Salta Santana Lopes resolve ir para a luta pela
liderança do PSD e rapidamente 200 milhões de euros (33%
do ativo líquido da SCML)
podem ser enterrados, parece que sem estudos e avaliando o Montepio como se
fosse igual ao BPI.
Júdice acha que este é um escândalo a encobrir outros.
E fala de “Raríssimas” e da família socialista no Governo. Ao primeiro, já fiz
referências; o segundo fica para outra ocasião, sem deixar para já vincado que
os sucessivos Governos têm, por norma inquestionada, sido formados por amigos e
familiares. Mas este parece ter ultrapassado as marcas!
António Costa acaba de dizer que a auditoria não
está concluída e que não há decisão tomada.

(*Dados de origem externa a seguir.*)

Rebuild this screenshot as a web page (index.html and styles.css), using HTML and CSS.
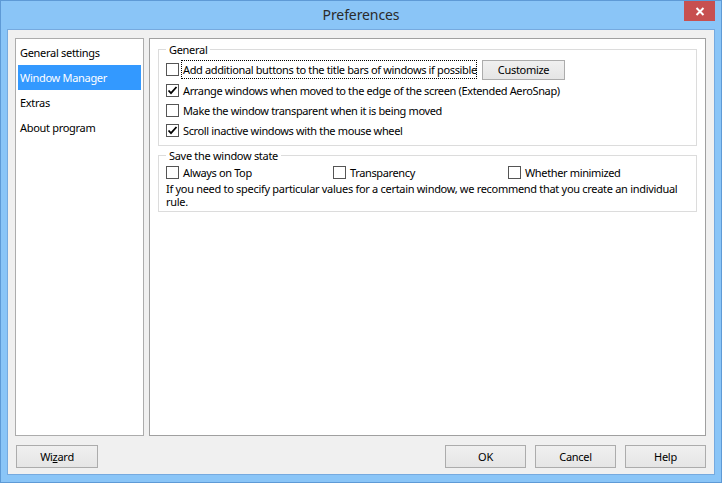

Espero que não seja este um ponto de
diversão para a tomar, como sucedeu várias vezes.
José
Miguel Júdice acredita que o Presidente da República é uma pessoa sensata, mas
não sabe se pode evitar o negócio porque não é o primeiro-ministro. Aí,
discordo, pois Marcelo tem usado e abusado da sua magistratura de influência,
tornando-a magistratura de interferência e já condicionou o Governo em vários
domínios, incluindo o da banca. Porque não o faz neste caso? É a SCML e os seus
beneficiários que estão em risco e o produto e suor dos cidadãos.